Dataset excerpt:
"""
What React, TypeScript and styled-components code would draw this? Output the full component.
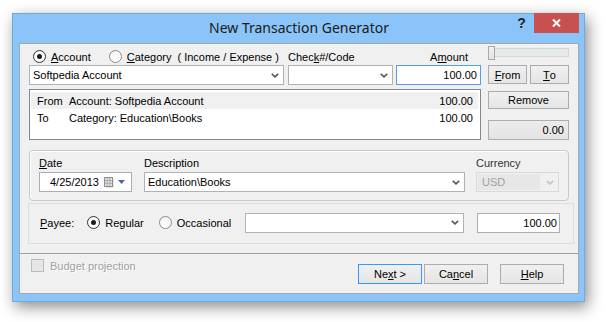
import React from "react";
import styled, { createGlobalStyle } from "styled-components";

const GlobalStyle = createGlobalStyle`
  html, body {
    margin: 0;
    padding: 0;
    background: #ffffff;
  }
  body {
    font-family: "Liberation Sans", Arial, sans-serif;
    font-size: 11px;
    color: #000;
  }
  * {
    box-sizing: border-box;
  }
`;

// page + window frame
const Page = styled.div`
  width: 606px;
  height: 322px;
  padding: 13px 0 0 12px;
  overflow: hidden;
`;

const Window = styled.div`
  width: 573px;
  height: 289px;
  display: flex;
  flex-direction: column;
  background: #8bc4f8;
  border: 1px solid #74a8da;
  padding: 0 5px 7px 6px;
  box-shadow: 3px 5px 14px rgba(0, 0, 0, 0.45);
`;

const TitleBar = styled.div`
  height: 29px;
  display: grid;
  grid-template-columns: 1fr auto 1fr;
`;

const Title = styled.div`
  grid-column: 2;
  font-family: "Noto Sans", "Open Sans", sans-serif;
  font-size: 14px;
  line-height: 28px;
  color: #1a1a1a;
`;

const Controls = styled.div`
  grid-column: 3;
  justify-self: end;
  display: flex;
  margin-top: -1px;
`;

const HelpButton = styled.div`
  width: 25px;
  height: 20px;
  display: flex;
  align-items: center;
  justify-content: center;
  font-family: "Liberation Sans", Arial, sans-serif;
  font-weight: bold;
  font-size: 14px;
  color: #222;
`;

const CloseButton = styled.div`
  width: 45px;
  height: 20px;
  display: flex;
  align-items: center;
  justify-content: center;
  background: #c75050;
`;

const Client = styled.div`
  height: 251px;
  display: flex;
  flex-direction: column;
  background: #f0f0f0;
  border: 1px solid #a7a7a7;
`;

// upper pane
const TopPane = styled.div`
  padding: 2px 9px 9px 9px;
  border-bottom: 1px solid #a0a0a0;
`;

const TopGrid = styled.div`
  display: flex;
  gap: 7px;
  align-items: flex-start;
`;

const LeftCol = styled.div`
  width: 452px;
  display: flex;
  flex-direction: column;
`;

const RightCol = styled.div`
  width: 81px;
  display: flex;
  flex-direction: column;
`;

const LabelRow = styled.div`
  margin-top: 2px;
  height: 17px;
  display: flex;
  align-items: center;
`;

const Cell = styled.div<{ $w: number; $ml?: number; $end?: boolean; $pl?: number; $pr?: number }>`
  width: ${(p) => p.$w}px;
  margin-left: ${(p) => p.$ml ?? 0}px;
  padding-left: ${(p) => p.$pl ?? 0}px;
  padding-right: ${(p) => p.$pr ?? 0}px;
  display: flex;
  align-items: center;
  justify-content: ${(p) => (p.$end ? "flex-end" : "flex-start")};
  white-space: nowrap;
`;

const RadioOption = styled.label<{ $ml?: number }>`
  display: inline-flex;
  align-items: center;
  gap: 5px;
  margin-left: ${(p) => p.$ml ?? 0}px;
  white-space: nowrap;
`;

const Radio = styled.span<{ $checked?: boolean }>`
  width: 13px;
  height: 13px;
  border-radius: 50%;
  border: 1px solid ${(p) => (p.$checked ? "#333" : "#8a8a8a")};
  background: linear-gradient(#f4f4f4, #ffffff);
  display: flex;
  align-items: center;
  justify-content: center;
  flex-shrink: 0;

  &::after {
    content: "";
    width: 5px;
    height: 5px;
    border-radius: 50%;
    background: ${(p) => (p.$checked ? "#1c1c1c" : "transparent")};
  }
`;

const Extra = styled.span`
  margin-left: 6px;
`;

const FieldRow = styled.div`
  height: 20px;
  display: flex;
`;

const Combo = styled.div<{ $w: number; $ml?: number; $disabled?: boolean }>`
  width: ${(p) => p.$w}px;
  height: 20px;
  margin-left: ${(p) => p.$ml ?? 0}px;
  display: flex;
  align-items: center;
  justify-content: space-between;
  padding: 0 4px 0 3px;
  background: ${(p) => (p.$disabled ? "#f0f0f0" : "#fff")};
  border: 1px solid ${(p) => (p.$disabled ? "#d9d9d9" : "#b2b2b2")};
  color: ${(p) => (p.$disabled ? "#a0a0a0" : "#000")};
  white-space: nowrap;
`;

const DisabledValue = styled.div`
  width: 62px;
  height: 16px;
  margin-left: -2px;
  padding-left: 4px;
  display: flex;
  align-items: center;
  background: #e7e7e7;
`;

const TextField = styled.div<{ $w: number; $ml?: number; $focus?: boolean; $pr?: number }>`
  width: ${(p) => p.$w}px;
  height: 20px;
  margin-left: ${(p) => p.$ml ?? 0}px;
  display: flex;
  align-items: center;
  justify-content: flex-end;
  padding-right: ${(p) => p.$pr ?? 3}px;
  background: #fff;
  border: 1px solid ${(p) => (p.$focus ? "#569de5" : "#abadb3")};
`;

const ListBox = styled.div`
  margin-top: 4px;
  height: 51px;
  background: #fff;
  border: 1px solid #828790;
  padding: 2px 2px 0 1px;
`;

const ListRow = styled.div<{ $selected?: boolean }>`
  height: 17px;
  display: flex;
  align-items: center;
  padding: 0 5px 0 6px;
  background: ${(p) => (p.$selected ? "#f0f0f0" : "transparent")};
`;

const RowType = styled.span`
  width: 32px;
`;

const RowDesc = styled.span`
  flex: 1;
`;

const Slider = styled.div`
  height: 13px;
  display: flex;
  align-items: center;
`;

const Track = styled.div`
  flex: 1;
  height: 9px;
  display: flex;
  align-items: center;
  background: #e7eaea;
  border: 1px solid #d6d6d6;
`;

const Thumb = styled.div`
  width: 7px;
  height: 14px;
  margin-left: -1px;
  background: linear-gradient(#f0f0f0, #e2e2e2);
  border: 1px solid #a9a9a9;
  flex-shrink: 0;
`;

const Button = styled.div<{ $w?: number; $h?: number; $mt?: number; $ml?: number; $grow?: boolean; $primary?: boolean }>`
  width: ${(p) => (p.$w ? `${p.$w}px` : "auto")};
  flex: ${(p) => (p.$grow ? "1" : "none")};
  height: ${(p) => p.$h ?? 20}px;
  margin-top: ${(p) => p.$mt ?? 0}px;
  margin-left: ${(p) => p.$ml ?? 0}px;
  display: flex;
  align-items: center;
  justify-content: center;
  background: linear-gradient(#f0f0f0, #e5e5e5);
  border: 1px solid ${(p) => (p.$primary ? "#3399ff" : "#acacac")};
  white-space: nowrap;
`;

const ButtonPair = styled.div`
  margin-top: 6px;
  display: flex;
  gap: 3px;
`;

const TotalBox = styled.div`
  margin-top: 11px;
  height: 20px;
  display: flex;
  align-items: center;
  justify-content: flex-end;
  padding-right: 4px;
  background: linear-gradient(#ececec, #e3e3e3);
  border: 1px solid #adadad;
`;

// date / description / currency group
const DateGroup = styled.div`
  margin-top: 10px;
  height: 51px;
  display: flex;
  padding: 6px 9px 0 9px;
  border: 1px solid #c9c9c9;
  border-radius: 4px;
  box-shadow: inset 1px 1px 0 #fff;
`;

const FieldCol = styled.div<{ $w: number; $ml?: number }>`
  width: ${(p) => p.$w}px;
  margin-left: ${(p) => p.$ml ?? 0}px;
  display: flex;
  flex-direction: column;
`;

const FieldLabel = styled.div<{ $muted?: boolean }>`
  height: 13px;
  line-height: 13px;
  margin-bottom: 2px;
  color: ${(p) => (p.$muted ? "#333" : "#000")};
`;

const DateField = styled.div`
  height: 20px;
  display: flex;
  align-items: center;
  justify-content: space-between;
  padding: 0 6px 0 10px;
  background: #fff;
  border: 1px solid #abadb3;
`;

const PickerIcons = styled.div`
  display: flex;
  align-items: center;
  gap: 4px;
`;

// payee
const PayeeBox = styled.div`
  margin-top: 2px;
  margin-left: -1px;
  width: 546px;
  height: 41px;
  display: flex;
  align-items: center;
  align-self: flex-start;
  padding: 0 13px 2px 11px;
  border: 1px solid #dcdcdc;
`;

const PayeeLabel = styled.span`
  margin-right: 13px;
`;

const PushRight = styled.div`
  margin-left: auto;
  display: flex;
`;

// bottom pane
const BottomPane = styled.div`
  flex: 1;
  display: flex;
  align-items: flex-start;
  padding: 5px 14px 0 11px;
`;

const CheckRow = styled.div`
  display: flex;
  align-items: center;
  gap: 6px;
  height: 13px;
  color: #a0a0a0;
  text-shadow: 1px 1px 0 #ffffff;
`;

const CheckBox = styled.span`
  width: 13px;
  height: 13px;
  background: #e6e6e6;
  border: 1px solid #bcbcbc;
`;

const DialogButtons = styled.div`
  margin-left: auto;
  margin-top: 5px;
  display: flex;
`;

function Chevron({ color = "#5a5a5a" }: { color?: string }) {
  return (
    <svg width="8" height="5" viewBox="0 0 8 5">
      <polyline points="0.8,0.8 4,3.8 7.2,0.8" fill="none" stroke={color} strokeWidth="1.7" />
    </svg>
  );
}

function CalendarIcon() {
  return (
    <svg width="10" height="11" viewBox="0 0 10 11">
      <rect x="1.5" y="1.5" width="8" height="9" fill="#cfcfcf" />
      <rect x="0.5" y="0.5" width="8" height="9" fill="#e4e4e4" stroke="#8e8e8e" />
      <line x1="3.2" y1="1" x2="3.2" y2="9" stroke="#ababab" />
      <line x1="5.8" y1="1" x2="5.8" y2="9" stroke="#ababab" />
      <line x1="1" y1="3.5" x2="8" y2="3.5" stroke="#ababab" />
      <line x1="1" y1="6.3" x2="8" y2="6.3" stroke="#ababab" />
    </svg>
  );
}

function DropTriangle() {
  return (
    <svg width="7" height="4" viewBox="0 0 7 4">
      <polygon points="0,0 7,0 3.5,4" fill="#4c6aa0" />
    </svg>
  );
}

export default function App() {
  return (
    <>
      <GlobalStyle />
      <Page>
        <Window>
          <TitleBar>
            <Title>New Transaction Generator</Title>
            <Controls>
              <HelpButton>?</HelpButton>
              <CloseButton>
                <svg width="9" height="8" viewBox="0 0 9 8">
                  <line x1="1" y1="0.5" x2="8" y2="7.5" stroke="#fff" strokeWidth="2" />
                  <line x1="8" y1="0.5" x2="1" y2="7.5" stroke="#fff" strokeWidth="2" />
                </svg>
              </CloseButton>
            </Controls>
          </TitleBar>

          <Client>
            <TopPane>
              <TopGrid>
                <LeftCol>
                  <LabelRow>
                    <Cell $w={255} $pl={4}>
                      <RadioOption>
                        <Radio $checked />
                        <span>
                          <u>A</u>ccount
                        </span>
                      </RadioOption>
                      <RadioOption $ml={18}>
                        <Radio />
                        <span>
                          <u>C</u>ategory
                        </span>
                      </RadioOption>
                      <Extra>( Income / Expense )</Extra>
                    </Cell>
                    <Cell $w={105} $ml={4}>
                      Chec<u>k</u>#/Code
                    </Cell>
                    <Cell $w={85} $ml={3} $end $pr={13}>
                      A<u>m</u>ount
                    </Cell>
                  </LabelRow>
                  <FieldRow>
                    <Combo $w={255}>
                      <span>Softpedia Account</span>
                      <Chevron />
                    </Combo>
                    <Combo $w={105} $ml={4}>
                      <span />
                      <Chevron />
                    </Combo>
                    <TextField $w={85} $ml={3} $focus>
                      100.00
                    </TextField>
                  </FieldRow>
                  <ListBox>
                    <ListRow $selected>
                      <RowType>From</RowType>
                      <RowDesc>Account: Softpedia Account</RowDesc>
                      <span>100.00</span>
                    </ListRow>
                    <ListRow>
                      <RowType>To</RowType>
                      <RowDesc>Category: Education\Books</RowDesc>
                      <span>100.00</span>
                    </ListRow>
                  </ListBox>
                </LeftCol>

                <RightCol>
                  <Slider>
                    <Track>
                      <Thumb />
                    </Track>
                  </Slider>
                  <ButtonPair>
                    <Button $h={19} $grow>
                      <u>F</u>rom
                    </Button>
                    <Button $h={19} $grow>
                      <u>T</u>o
                    </Button>
                  </ButtonPair>
                  <Button $h={18} $mt={7}>
                    Remove
                  </Button>
                  <TotalBox>0.00</TotalBox>
                </RightCol>
              </TopGrid>

              <DateGroup>
                <FieldCol $w={94}>
                  <FieldLabel>
                    <u>D</u>ate
                  </FieldLabel>
                  <DateField>
                    <span>4/25/2013</span>
                    <PickerIcons>
                      <CalendarIcon />
                      <DropTriangle />
                    </PickerIcons>
                  </DateField>
                </FieldCol>
                <FieldCol $w={321} $ml={12}>
                  <FieldLabel>Description</FieldLabel>
                  <Combo $w={321}>
                    <span>Education\Books</span>
                    <Chevron />
                  </Combo>
                </FieldCol>
                <FieldCol $w={83} $ml={11}>
                  <FieldLabel $muted>Currency</FieldLabel>
                  <Combo $w={83} $disabled>
                    <DisabledValue>USD</DisabledValue>
                    <Chevron color="#c4c4c4" />
                  </Combo>
                </FieldCol>
              </DateGroup>

              <PayeeBox>
                <PayeeLabel>
                  <u>P</u>ayee:
                </PayeeLabel>
                <RadioOption>
                  <Radio $checked />
                  <span>Regular</span>
                </RadioOption>
                <RadioOption $ml={15}>
                  <Radio />
                  <span>Occasional</span>
                </RadioOption>
                <PushRight>
                  <Combo $w={219}>
                    <span />
                    <Chevron />
                  </Combo>
                  <TextField $w={83} $ml={13} $pr={2}>
                    100.00
                  </TextField>
                </PushRight>
              </PayeeBox>
            </TopPane>

            <BottomPane>
              <CheckRow>
                <CheckBox />
                <span>Budget projection</span>
              </CheckRow>
              <DialogButtons>
                <Button $w={64} $primary>
                  Ne<u>x</u>t &gt;
                </Button>
                <Button $w={64} $ml={2}>
                  Ca<u>n</u>cel
                </Button>
                <Button $w={64} $ml={12}>
                  <u>H</u>elp
                </Button>
              </DialogButtons>
            </BottomPane>
          </Client>
        </Window>
      </Page>
    </>
  );
}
"""
Written exercise: Search the data for the string "components" and copy each line where it appears.

Complete output:
What React, TypeScript and styled-components code would draw this? Output the full component.
import styled, { createGlobalStyle } from "styled-components";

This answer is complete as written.